The United States will be able to nearly triple its annual duty-free exports of beef to the European Union (EU) over the next seven years under a new agreement signed today at the White House.
 
American ranchers will be guaranteed a bigger share of Europe’s beef market, with annual duty-free exports expected to grow from $150 million to $420 million when the agreement is fully implemented.
 
“American ranchers produce the best beef in the world. Thanks to President Trump’s leadership, this new agreement ensures that American ranchers can sell more of that beef to Europe,” said U.S. Trade Representative Robert Lighthizer, who signed the agreement with the Honorable Jani Raappana of Finland, representing the Presidency of the EU, and Ambassador Stavros Lambrinidis of the Delegation of the EU. 
 
The new agreement negotiated by the Trump Administration establishes a duty-free tariff rate quota (TRQ) exclusively for the United States.
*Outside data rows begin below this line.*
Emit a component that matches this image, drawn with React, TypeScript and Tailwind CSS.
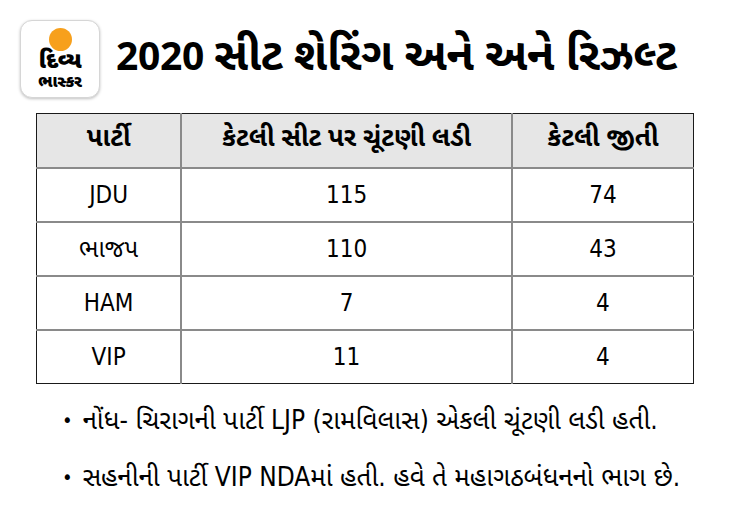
import React from "react";

const rows = [
  ["JDU", "115", "74"],
  ["ભાજપ", "110", "43"],
  ["HAM", "7", "4"],
  ["VIP", "11", "4"],
];

export default function App() {
  const font = { fontFamily: '"DejaVu Sans Condensed", "Noto Sans Gujarati", "Noto Sans", "Liberation Sans", sans-serif' };
  const guj = { fontFamily: '"Noto Sans Gujarati", "Noto Sans", "Liberation Sans", sans-serif' };
  return (
    <div className="w-[730px] h-[524px] bg-white text-black overflow-hidden" style={guj}>
      <div className="flex items-center pl-[20px] pt-[20px] gap-[16px]">
        <div className="w-[80px] h-[78px] rounded-[12px] bg-white border border-[#d6d6d6] shadow-[0_1px_3px_rgba(0,0,0,0.25)] flex flex-col items-center pt-[7px]">
          <div className="w-[23px] h-[23px] rounded-full bg-[#f7a01c]" />
          <div className="text-[23px] leading-[22px] font-black tracking-[-0.5px]">દિવ્ય</div>
          <div className="text-[16px] leading-[14px] font-black tracking-[-0.5px] mt-[4px]">ભાસ્કર</div>
        </div>
        <div className="font-bold leading-none whitespace-nowrap tracking-[-0.3px]">
          <span className="text-[39px]">2020 </span>
          <span className="text-[45px]">સીટ શેરિંગ અને અને રિઝલ્ટ</span>
        </div>
      </div>
      <div className="ml-[36px] mt-[15px] w-[658px]">
        <table className="w-full border-collapse border-[1.5px] border-[#1a1a1a] text-[24px]">
          <colgroup>
            <col className="w-[145px]" />
            <col className="w-[331px]" />
            <col className="w-[182px]" />
          </colgroup>
          <thead>
            <tr className="h-[54px] bg-[#e6e6e6] text-[26px]">
              <th className="border-2 border-[#8a8a8a] border-t-0 border-l-0 font-bold">પાર્ટી</th>
              <th className="border-2 border-[#8a8a8a] border-t-0 font-bold">કેટલી સીટ પર ચૂંટણી લડી</th>
              <th className="border-2 border-[#8a8a8a] border-t-0 border-r-0 font-bold">કેટલી જીતી</th>
            </tr>
          </thead>
          <tbody style={font}>
            {rows.map((r, i) => (
              <tr key={i} className="h-[54px]">
                <td className={`border-2 border-[#8a8a8a] border-l-0 text-center ${i === rows.length - 1 ? "border-b-0" : ""}`}>{r[0]}</td>
                <td className={`border-2 border-[#8a8a8a] text-center ${i === rows.length - 1 ? "border-b-0" : ""}`}>{r[1]}</td>
                <td className={`border-2 border-[#8a8a8a] border-r-0 text-center ${i === rows.length - 1 ? "border-b-0" : ""}`}>{r[2]}</td>
              </tr>
            ))}
          </tbody>
        </table>
      </div>
      <ul className="mt-[8px] pl-[62px] text-[26px] leading-[57px]" style={font}>
        <li className="flex items-center gap-[10px]"><span className="text-[20px]">•</span><span className="whitespace-nowrap">નોંધ- ચિરાગની પાર્ટી LJP (રામવિલાસ) એકલી ચૂંટણી લડી હતી.</span></li>
        <li className="flex items-center gap-[10px]"><span className="text-[20px]">•</span><span className="whitespace-nowrap">સહનીની પાર્ટી VIP NDAમાં હતી. હવે તે મહાગઠબંધનનો ભાગ છે.</span></li>
      </ul>
    </div>
  );
}
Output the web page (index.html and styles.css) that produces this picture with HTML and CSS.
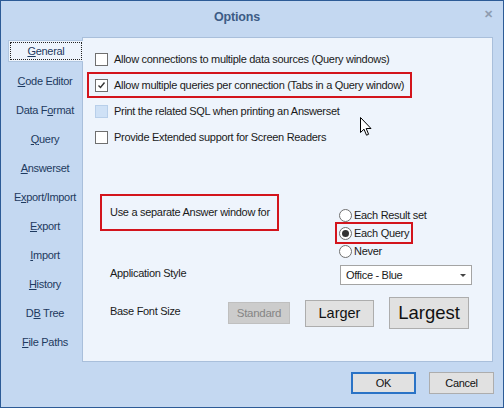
FILE: index.html
```html
<!DOCTYPE html>
<html>
<head>
<meta charset="utf-8">
<link rel="stylesheet" href="styles.css">
</head>
<body>
<div class="window">
  <div class="titlebar">
    <span class="title">Options</span>
    <span class="close">&#x2715;</span>
  </div>
  <div class="main">
    <ul class="tabs">
      <li class="tab active"><span class="focus"><span><u>G</u>eneral</span></span></li>
      <li class="tab"><span><u>C</u>ode Editor</span></li>
      <li class="tab"><span>Data F<u>o</u>rmat</span></li>
      <li class="tab"><span><u>Q</u>uery</span></li>
      <li class="tab"><span><u>A</u>nswerset</span></li>
      <li class="tab"><span>E<u>x</u>port/Import</span></li>
      <li class="tab"><span><u>E</u>xport</span></li>
      <li class="tab"><span><u>I</u>mport</span></li>
      <li class="tab"><span><u>H</u>istory</span></li>
      <li class="tab"><span>D<u>B</u> Tree</span></li>
      <li class="tab"><span><u>F</u>ile Paths</span></li>
    </ul>
    <div class="panel">
      <div class="checks">
        <div class="row"><span class="cb"></span><span>Allow connections to multiple data sources (Query windows)</span></div>
        <div class="row hl"><span class="cb checked"><svg width="11" height="11" viewBox="0 0 11 11"><path d="M2.5 5.5 L4.5 7.5 L8.5 2.5" fill="none" stroke="#333" stroke-width="1.4"/></svg></span><span>Allow multiple queries per connection (Tabs in a Query window)</span></div>
        <div class="row"><span class="cb disabled"></span><span>Print the related SQL when printing an Answerset</span></div>
        <div class="row"><span class="cb"></span><span>Provide Extended support for Screen Readers</span></div>
      </div>
      <div class="answer-row">
        <div class="answer-box">Use a separate Answer window for</div>
        <div class="radios">
          <div class="radio"><span class="rb"></span><span>Each Result set</span></div>
          <div class="radio hl"><span class="rb on"></span><span>Each Query</span></div>
          <div class="radio"><span class="rb"></span><span>Never</span></div>
        </div>
      </div>
      <div class="style-row">
        <span class="label">Application Style</span>
        <div class="select"><span>Office - Blue</span><span class="arrow"></span></div>
      </div>
      <div class="font-row">
        <span class="label">Base Font Size</span>
        <span class="btn std">Standard</span>
        <span class="btn larger">Larger</span>
        <span class="btn largest">Largest</span>
      </div>
      <svg class="cursor" width="13" height="20" viewBox="0 0 13 20"><path d="M0.5 0.5 L0.5 15.5 L4 12.2 L6.5 18.2 L8.6 17.3 L6.2 11.5 L11 11.5 Z" fill="#fff" stroke="#000" stroke-width="1" stroke-linejoin="miter"/></svg>
    </div>
  </div>
  <div class="footer">
    <span class="btn ok">OK</span>
    <span class="btn cancel">Cancel</span>
  </div>
</div>
</body>
</html>
```
FILE: styles.css
```css
* { box-sizing: border-box; }
html, body { margin: 0; padding: 0; }
body {
  font-family: "Liberation Sans", Arial, sans-serif;
  font-size: 11px;
  letter-spacing: -0.3px;
  color: #1a1a1a;
  white-space: nowrap;
}
.window {
  width: 504px;
  height: 408px;
  border: 1px solid #2d5b96;
  background: #c4d8f1;
  display: flex;
  flex-direction: column;
}
.titlebar {
  height: 36px;
  position: relative;
  display: flex;
  justify-content: center;
  align-items: flex-start;
  padding-top: 9px;
}
.title {
  font-weight: bold;
  font-size: 12.5px;
  letter-spacing: -0.2px;
  color: #3d5c86;
  margin-left: -30px;
}
.close {
  position: absolute;
  right: 10px;
  top: 7px;
  font-size: 11px;
  color: #8e9cb0;
  font-weight: bold;
}
.main {
  display: flex;
  height: 325px;
}
.tabs {
  list-style: none;
  margin: 0;
  padding: 0 0 0 7px;
  width: 81px;
}
.tab {
  height: 29px;
  display: flex;
  align-items: center;
  justify-content: center;
  color: #1e3a60;
}
.tab.active {
  margin-top: 3px;
  height: 22px;
  margin-bottom: 4px;
  background: #eef4fc;
  border: 1px solid #b0c6e0;
  border-right: none;
  margin-right: -1px;
  position: relative;
  z-index: 1;
  padding: 1px;
}
.tab.active .focus {
  width: 100%;
  height: 100%;
  border: 1px dotted #222;
  display: flex;
  align-items: center;
  justify-content: center;
}
.panel {
  width: 411px;
  height: 325px;
  background: #eef4fc;
  border: 1px solid #a9bfdb;
  position: relative;
}
.checks {
  margin-top: 8px;
  padding-left: 12px;
}
.row {
  height: 26px;
  display: flex;
  align-items: center;
  gap: 6px;
}
.row.hl {
  border: 2px solid #d3141c;
  margin-left: -8px;
  padding-left: 6px;
  width: 325px;
}
.cb {
  width: 13px;
  height: 13px;
  border: 1px solid #6f6f6f;
  background: #fff;
  display: inline-flex;
  align-items: center;
  justify-content: center;
  flex: none;
}
.cb.disabled { background: #cfe1f6; border-color: #b8cfea; }
.answer-row {
  display: flex;
  margin-top: 44px;
  padding-left: 17px;
}
.answer-box {
  width: 179px;
  height: 37px;
  border: 2px solid #d3141c;
  display: flex;
  align-items: center;
  padding-left: 8px;
  padding-bottom: 1px;
}
.radios {
  margin-left: 60px;
  margin-top: 12px;
}
.radio {
  height: 18px;
  display: flex;
  align-items: center;
  gap: 2px;
}
.radio.hl {
  border: 2px solid #d3141c;
  height: 22px;
  margin: -2px 0 -2px -4px;
  padding-left: 2px;
  width: 78px;
}
.rb {
  width: 13px;
  height: 13px;
  border-radius: 50%;
  border: 1px solid #6f6f6f;
  background: #fff;
  display: inline-flex;
  align-items: center;
  justify-content: center;
  flex: none;
}
.rb.on::after {
  content: "";
  width: 7px;
  height: 7px;
  border-radius: 50%;
  background: #333;
}
.style-row {
  display: flex;
  margin-top: 5px;
  padding-left: 27px;
}
.style-row .label { width: 230px; padding-top: 2px; }
.select {
  width: 132px;
  height: 20px;
  border: 1px solid #a4a4a4;
  background: #fff;
  display: flex;
  align-items: center;
  justify-content: space-between;
  padding: 0 5px;
}
.arrow {
  width: 0;
  height: 0;
  border-left: 3px solid transparent;
  border-right: 3px solid transparent;
  border-top: 3px solid #444;
}
.font-row {
  display: flex;
  align-items: center;
  margin-top: 12px;
  padding-left: 27px;
}
.font-row .label {
  width: 118px;
  align-self: flex-start;
  margin-top: 8px;
}
.btn {
  display: inline-flex;
  align-items: center;
  justify-content: center;
  background: #e1e1e1;
  border: 1px solid #adadad;
  color: #111;
}
.std {
  width: 62px;
  height: 22px;
  background: #cccccc;
  border-color: #bfbfbf;
  color: #858585;
  font-size: 11.5px;
}
.larger {
  width: 69px;
  height: 27px;
  margin-left: 15px;
  font-size: 14.5px;
  letter-spacing: 0;
}
.largest {
  width: 80px;
  height: 32px;
  margin-left: 15px;
  font-size: 18.5px;
  letter-spacing: 0;
}
.cursor {
  position: absolute;
  left: 277px;
  top: 79px;
}
.footer {
  display: flex;
  justify-content: flex-end;
  padding-top: 10px;
  padding-right: 9px;
  gap: 13px;
}
.ok {
  width: 65px;
  height: 22px;
  border: 2px solid #2a73c6;
}
.cancel {
  width: 65px;
  height: 22px;
}
```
Under the agreement, American ranchers will have an initial TRQ of 18,500 metric tons annually, valued at approximately $220 million.  Over seven years, the TRQ will grow to 35,000 metric tons annually, valued at approximately $420 million.
 
Under the current agreement, U.S. duty-free beef exports to the EU are only approximately 13,000 metric tons annually, valued at approximately $150 million, and risked declines going forward.
 
Background
 
In 2016, the National Cattlemen’s Beef Association, U.S. Meat Export Federation, and the North American Meat Institute requested the U.S. Trade Representative to take tariff action under Section 301 of the Trade Act of 1974 to enforce the World Trade Organization dispute finding in favor of the United States against the EU’s ban on the use of hormones in cattle production. USTR held a public hearing on February 15, 2017.  
 
Negotiations resulted in a new agreement, which was approved by the European Council on July 15, 2019. It will go into effect following the European Parliament’s approval, which is expected this fall. With the EU providing a country specific duty-free quota for U.S. beef, the United States has agreed as a part of the agreement signed today to conclude the proceedings under Section 301 of the Trade Act of 1974 initiated in December 2016.